# GIVEN MATERIAL start

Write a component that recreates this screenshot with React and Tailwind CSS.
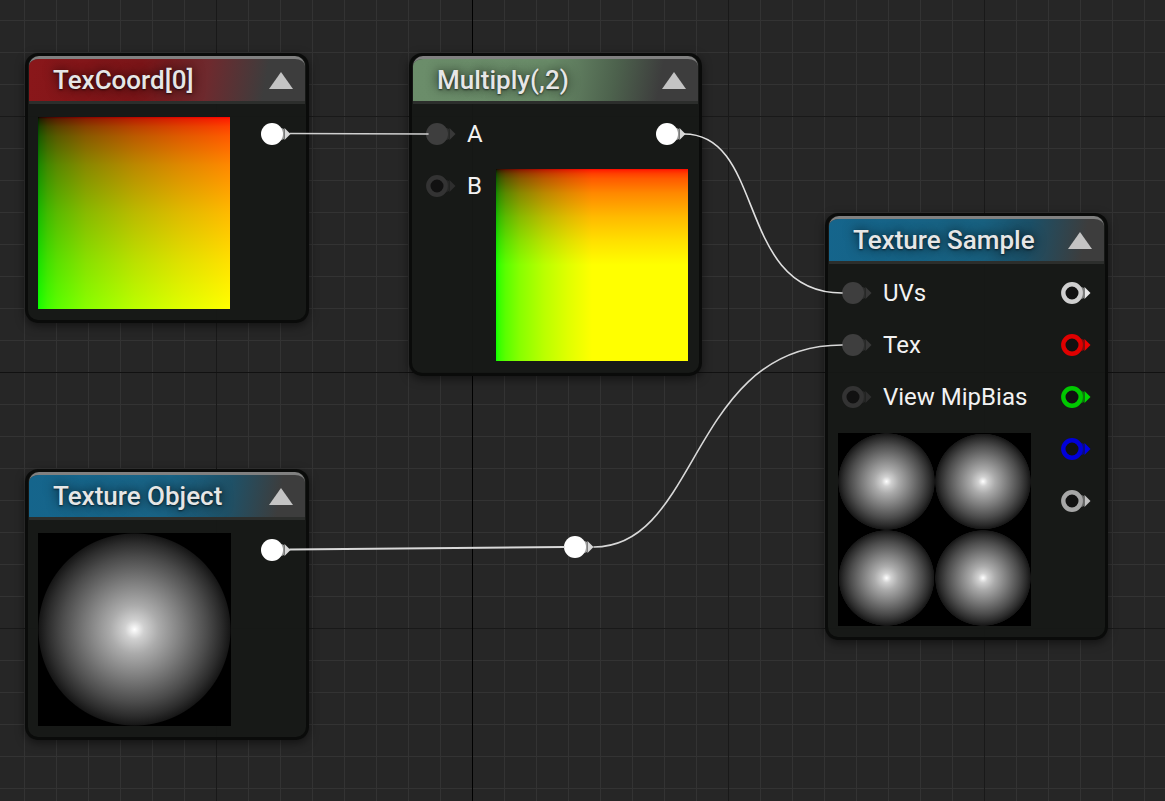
const texCoordBg =
  "bg-[linear-gradient(to_right,#000_0%,#1f0000_1%,#410000_5%,#5a0000_10%,#880000_25%,#ba0000_50%,#e00000_75%,#ff0000_100%),linear-gradient(to_bottom,#000_0%,#001f00_1%,#004100_5%,#005a00_10%,#008800_25%,#00ba00_50%,#00e000_75%,#00ff00_100%)] bg-blend-screen";
const multiplyBg =
  "bg-[linear-gradient(to_right,#000_0%,#1f0000_0.5%,#410000_2.5%,#5a0000_5%,#880000_12.5%,#ba0000_25%,#e00000_37.5%,#ff0000_50%),linear-gradient(to_bottom,#000_0%,#001f00_0.5%,#004100_2.5%,#005a00_5%,#008800_12.5%,#00ba00_25%,#00e000_37.5%,#00ff00_50%)] bg-blend-screen";
const sphereBg =
  "bg-[radial-gradient(circle_closest-side,#ffffff_0%,#ececec_4%,#d0d0d0_10%,#ababab_25%,#7c7c7c_50%,#4c4c4c_75%,#2c2c2c_90%,#161616_99%,#000000_100%)]";

function Pin({ color = "#ffffff", hollow = false, arrow, className = "" }) {
  return (
    <svg width="30" height="22" viewBox="0 0 30 22" className={"shrink-0 blur-[0.4px] " + className}>
      <path d="M17 3.5 L23 6 L23 16 L17 18.5 Z" fill={color} opacity="0.55" />
      {hollow ? (
        <circle cx="11" cy="11" r="8.7" fill="#111111" stroke={color} strokeWidth="4.4" />
      ) : (
        <circle cx="11" cy="11" r="11" fill={color} />
      )}
      <path d="M23.5 5 L29.5 11 L23.5 17 Z" fill={arrow || color} />
    </svg>
  );
}

function NodeShell({ title, accent, className, children }) {
  return (
    <div
      className={
        "absolute flex flex-col rounded-[13px] border-[3px] border-[#0a0b0a] bg-[#161816]/95 shadow-[0_3px_10px_rgba(0,0,0,0.5)] " +
        className
      }
    >
      <div className="relative mx-px flex h-[48px] shrink-0 items-center justify-between overflow-hidden rounded-t-[10px] border-t-[3px] border-[#808080] border-b-[3px] border-b-[#2c2e2c] bg-[#3d3d3d] pr-[12px] pl-[24px]">
        <div className={"absolute inset-0 " + accent} />
        <span className="relative font-['Roboto',sans-serif] text-[26px] leading-none font-medium text-[#e6e6e6] [text-shadow:0_0_12px_rgba(0,0,0,0.85),0_1px_2px_rgba(0,0,0,0.6)]">
          {title}
        </span>
        <svg width="24" height="17" viewBox="0 0 24 17" className="relative">
          <path d="M12 0 L24 17 L0 17 Z" fill="#c4c4c4" />
        </svg>
      </div>
      {children}
    </div>
  );
}

function Row({ label, hollow, color }) {
  return (
    <div className="flex h-[22px] items-center gap-[11px]">
      <Pin color={color} arrow={hollow ? "#2e2e2e" : "#383838"} hollow={hollow} />
      <span className="font-['Roboto',sans-serif] text-[24px] leading-none text-[#f2f2f2]">{label}</span>
    </div>
  );
}

export default function App() {
  return (
    <div className="relative h-[801px] w-[1165px] overflow-hidden bg-[#262626]">
      {/* graph paper */}
      <div className="absolute inset-0 bg-[linear-gradient(to_right,#333333_1px,transparent_1px),linear-gradient(to_bottom,#333333_1px,transparent_1px)] bg-[size:32px_32px] bg-[position:24px_20px]" />
      <div className="absolute inset-0 bg-[linear-gradient(to_right,#191919_1px,transparent_1px),linear-gradient(to_bottom,#191919_1px,transparent_1px)] bg-[size:256px_256px] bg-[position:216px_116px]" />
      <div className="absolute top-0 left-[472px] h-full w-px bg-black" />
      <div className="absolute top-[372px] left-0 h-px w-full bg-[#111111]" />

      <NodeShell
        title="TexCoord[0]"
        accent="bg-[linear-gradient(100deg,#8a171a_0%,#7a1518_40%,#6e2a2e_64%,transparent_85%)]"
        className="top-[53px] left-[25px] h-[270px] w-[284px]"
      >
        <div className="flex items-start pt-[13px] pl-[10px]">
          <div className={"h-[192px] w-[192px] " + texCoordBg} />
          <Pin className="mt-[6px] ml-[31px]" arrow="#d8d8d8" />
        </div>
      </NodeShell>

      <NodeShell
        title="Multiply(,2)"
        accent="bg-[linear-gradient(100deg,#6b8d6a_0%,#6a8c69_48%,#4d624d_70%,transparent_86%)]"
        className="top-[53px] left-[409px] h-[323px] w-[293px]"
      >
        <div className="flex flex-col pt-[19px] pr-[13px] pl-[14px]">
          <div className="flex items-center justify-between">
            <Row label="A" color="#3e3e3e" />
            <Pin arrow="#d8d8d8" />
          </div>
          <div className="mt-[30px] flex items-start">
            <Row label="B" hollow color="#333333" />
            <div className={"-mt-[6px] ml-[14px] h-[192px] w-[192px] shrink-0 " + multiplyBg} />
          </div>
        </div>
      </NodeShell>

      <NodeShell
        title="Texture Sample"
        accent="bg-[linear-gradient(100deg,#15658c_0%,#18607f_55%,#1c4f66_72%,transparent_92%)]"
        className="top-[213px] left-[825px] h-[427px] w-[283px]"
      >
        <div className="flex justify-between pt-[18px] pr-[14px] pl-[10px]">
          <div className="flex flex-col">
            <div className="flex flex-col gap-[30px] pl-[4px]">
              <Row label="UVs" color="#3e3e3e" />
              <Row label="Tex" color="#3e3e3e" />
              <Row label="View MipBias" hollow color="#333333" />
            </div>
            <div className="mt-[25px] grid h-[193px] w-[193px] grid-cols-2 grid-rows-2 bg-black">
              <div className={sphereBg} />
              <div className={sphereBg} />
              <div className={sphereBg} />
              <div className={sphereBg} />
            </div>
          </div>
          <div className="flex flex-col gap-[30px]">
            <Pin hollow color="#cfcfcf" arrow="#e8e8e8" />
            <Pin hollow color="#e00000" arrow="#f00000" />
            <Pin hollow color="#00c800" arrow="#00d800" />
            <Pin hollow color="#0000d8" arrow="#0000e8" />
            <Pin hollow color="#a6a6a6" arrow="#c0c0c0" />
          </div>
        </div>
      </NodeShell>

      <NodeShell
        title="Texture Object"
        accent="bg-[linear-gradient(100deg,#15658c_0%,#1a6486_50%,#1f5167_72%,transparent_90%)]"
        className="top-[469px] left-[25px] h-[271px] w-[284px]"
      >
        <div className="flex items-start pt-[13px] pl-[10px]">
          <div className="h-[193px] w-[193px] bg-black">
            <div className={"h-full w-full " + sphereBg} />
          </div>
          <Pin className="mt-[6px] ml-[30px]" arrow="#d8d8d8" />
        </div>
      </NodeShell>

      {/* reroute knot */}
      <div className="absolute top-[536px] left-[564px]">
        <Pin arrow="#d8d8d8" />
      </div>

      <svg width="1165" height="801" className="pointer-events-none absolute inset-0" fill="none" strokeLinecap="round">
        <path d="M290 133.5 L428 134" stroke="#d0d0d0" strokeWidth="1.6" />
        <path d="M684 134 C766 134 736 293 842 293" stroke="#e0e0e0" strokeWidth="1.6" />
        <path d="M290 549.5 L564 547" stroke="#d8d8d8" strokeWidth="2" />
        <path d="M594 547 C700 547 690 345 842 345" stroke="#d8d8d8" strokeWidth="1.6" />
      </svg>
    </div>
  );
}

# GIVEN MATERIAL end

**WHAT YOU HAVE TO DO**. Replicate the material above verbatim; images stay out of the copy.

**ANSWER TO THIS PROBLEM**.
Write a component that recreates this screenshot with React and Tailwind CSS.
const texCoordBg =
  "bg-[linear-gradient(to_right,#000_0%,#1f0000_1%,#410000_5%,#5a0000_10%,#880000_25%,#ba0000_50%,#e00000_75%,#ff0000_100%),linear-gradient(to_bottom,#000_0%,#001f00_1%,#004100_5%,#005a00_10%,#008800_25%,#00ba00_50%,#00e000_75%,#00ff00_100%)] bg-blend-screen";
const multiplyBg =
  "bg-[linear-gradient(to_right,#000_0%,#1f0000_0.5%,#410000_2.5%,#5a0000_5%,#880000_12.5%,#ba0000_25%,#e00000_37.5%,#ff0000_50%),linear-gradient(to_bottom,#000_0%,#001f00_0.5%,#004100_2.5%,#005a00_5%,#008800_12.5%,#00ba00_25%,#00e000_37.5%,#00ff00_50%)] bg-blend-screen";
const sphereBg =
  "bg-[radial-gradient(circle_closest-side,#ffffff_0%,#ececec_4%,#d0d0d0_10%,#ababab_25%,#7c7c7c_50%,#4c4c4c_75%,#2c2c2c_90%,#161616_99%,#000000_100%)]";

function Pin({ color = "#ffffff", hollow = false, arrow, className = "" }) {
  return (
    <svg width="30" height="22" viewBox="0 0 30 22" className={"shrink-0 blur-[0.4px] " + className}>
      <path d="M17 3.5 L23 6 L23 16 L17 18.5 Z" fill={color} opacity="0.55" />
      {hollow ? (
        <circle cx="11" cy="11" r="8.7" fill="#111111" stroke={color} strokeWidth="4.4" />
      ) : (
        <circle cx="11" cy="11" r="11" fill={color} />
      )}
      <path d="M23.5 5 L29.5 11 L23.5 17 Z" fill={arrow || color} />
    </svg>
  );
}

function NodeShell({ title, accent, className, children }) {
  return (
    <div
      className={
        "absolute flex flex-col rounded-[13px] border-[3px] border-[#0a0b0a] bg-[#161816]/95 shadow-[0_3px_10px_rgba(0,0,0,0.5)] " +
        className
      }
    >
      <div className="relative mx-px flex h-[48px] shrink-0 items-center justify-between overflow-hidden rounded-t-[10px] border-t-[3px] border-[#808080] border-b-[3px] border-b-[#2c2e2c] bg-[#3d3d3d] pr-[12px] pl-[24px]">
        <div className={"absolute inset-0 " + accent} />
        <span className="relative font-['Roboto',sans-serif] text-[26px] leading-none font-medium text-[#e6e6e6] [text-shadow:0_0_12px_rgba(0,0,0,0.85),0_1px_2px_rgba(0,0,0,0.6)]">
          {title}
        </span>
        <svg width="24" height="17" viewBox="0 0 24 17" className="relative">
          <path d="M12 0 L24 17 L0 17 Z" fill="#c4c4c4" />
        </svg>
      </div>
      {children}
    </div>
  );
}

function Row({ label, hollow, color }) {
  return (
    <div className="flex h-[22px] items-center gap-[11px]">
      <Pin color={color} arrow={hollow ? "#2e2e2e" : "#383838"} hollow={hollow} />
      <span className="font-['Roboto',sans-serif] text-[24px] leading-none text-[#f2f2f2]">{label}</span>
    </div>
  );
}

export default function App() {
  return (
    <div className="relative h-[801px] w-[1165px] overflow-hidden bg-[#262626]">
      {/* graph paper */}
      <div className="absolute inset-0 bg-[linear-gradient(to_right,#333333_1px,transparent_1px),linear-gradient(to_bottom,#333333_1px,transparent_1px)] bg-[size:32px_32px] bg-[position:24px_20px]" />
      <div className="absolute inset-0 bg-[linear-gradient(to_right,#191919_1px,transparent_1px),linear-gradient(to_bottom,#191919_1px,transparent_1px)] bg-[size:256px_256px] bg-[position:216px_116px]" />
      <div className="absolute top-0 left-[472px] h-full w-px bg-black" />
      <div className="absolute top-[372px] left-0 h-px w-full bg-[#111111]" />

      <NodeShell
        title="TexCoord[0]"
        accent="bg-[linear-gradient(100deg,#8a171a_0%,#7a1518_40%,#6e2a2e_64%,transparent_85%)]"
        className="top-[53px] left-[25px] h-[270px] w-[284px]"
      >
        <div className="flex items-start pt-[13px] pl-[10px]">
          <div className={"h-[192px] w-[192px] " + texCoordBg} />
          <Pin className="mt-[6px] ml-[31px]" arrow="#d8d8d8" />
        </div>
      </NodeShell>

      <NodeShell
        title="Multiply(,2)"
        accent="bg-[linear-gradient(100deg,#6b8d6a_0%,#6a8c69_48%,#4d624d_70%,transparent_86%)]"
        className="top-[53px] left-[409px] h-[323px] w-[293px]"
      >
        <div className="flex flex-col pt-[19px] pr-[13px] pl-[14px]">
          <div className="flex items-center justify-between">
            <Row label="A" color="#3e3e3e" />
            <Pin arrow="#d8d8d8" />
          </div>
          <div className="mt-[30px] flex items-start">
            <Row label="B" hollow color="#333333" />
            <div className={"-mt-[6px] ml-[14px] h-[192px] w-[192px] shrink-0 " + multiplyBg} />
          </div>
        </div>
      </NodeShell>

      <NodeShell
        title="Texture Sample"
        accent="bg-[linear-gradient(100deg,#15658c_0%,#18607f_55%,#1c4f66_72%,transparent_92%)]"
        className="top-[213px] left-[825px] h-[427px] w-[283px]"
      >
        <div className="flex justify-between pt-[18px] pr-[14px] pl-[10px]">
          <div className="flex flex-col">
            <div className="flex flex-col gap-[30px] pl-[4px]">
              <Row label="UVs" color="#3e3e3e" />
              <Row label="Tex" color="#3e3e3e" />
              <Row label="View MipBias" hollow color="#333333" />
            </div>
            <div className="mt-[25px] grid h-[193px] w-[193px] grid-cols-2 grid-rows-2 bg-black">
              <div className={sphereBg} />
              <div className={sphereBg} />
              <div className={sphereBg} />
              <div className={sphereBg} />
            </div>
          </div>
          <div className="flex flex-col gap-[30px]">
            <Pin hollow color="#cfcfcf" arrow="#e8e8e8" />
            <Pin hollow color="#e00000" arrow="#f00000" />
            <Pin hollow color="#00c800" arrow="#00d800" />
            <Pin hollow color="#0000d8" arrow="#0000e8" />
            <Pin hollow color="#a6a6a6" arrow="#c0c0c0" />
          </div>
        </div>
      </NodeShell>

      <NodeShell
        title="Texture Object"
        accent="bg-[linear-gradient(100deg,#15658c_0%,#1a6486_50%,#1f5167_72%,transparent_90%)]"
        className="top-[469px] left-[25px] h-[271px] w-[284px]"
      >
        <div className="flex items-start pt-[13px] pl-[10px]">
          <div className="h-[193px] w-[193px] bg-black">
            <div className={"h-full w-full " + sphereBg} />
          </div>
          <Pin className="mt-[6px] ml-[30px]" arrow="#d8d8d8" />
        </div>
      </NodeShell>

      {/* reroute knot */}
      <div className="absolute top-[536px] left-[564px]">
        <Pin arrow="#d8d8d8" />
      </div>

      <svg width="1165" height="801" className="pointer-events-none absolute inset-0" fill="none" strokeLinecap="round">
        <path d="M290 133.5 L428 134" stroke="#d0d0d0" strokeWidth="1.6" />
        <path d="M684 134 C766 134 736 293 842 293" stroke="#e0e0e0" strokeWidth="1.6" />
        <path d="M290 549.5 L564 547" stroke="#d8d8d8" strokeWidth="2" />
        <path d="M594 547 C700 547 690 345 842 345" stroke="#d8d8d8" strokeWidth="1.6" />
      </svg>
    </div>
  );
}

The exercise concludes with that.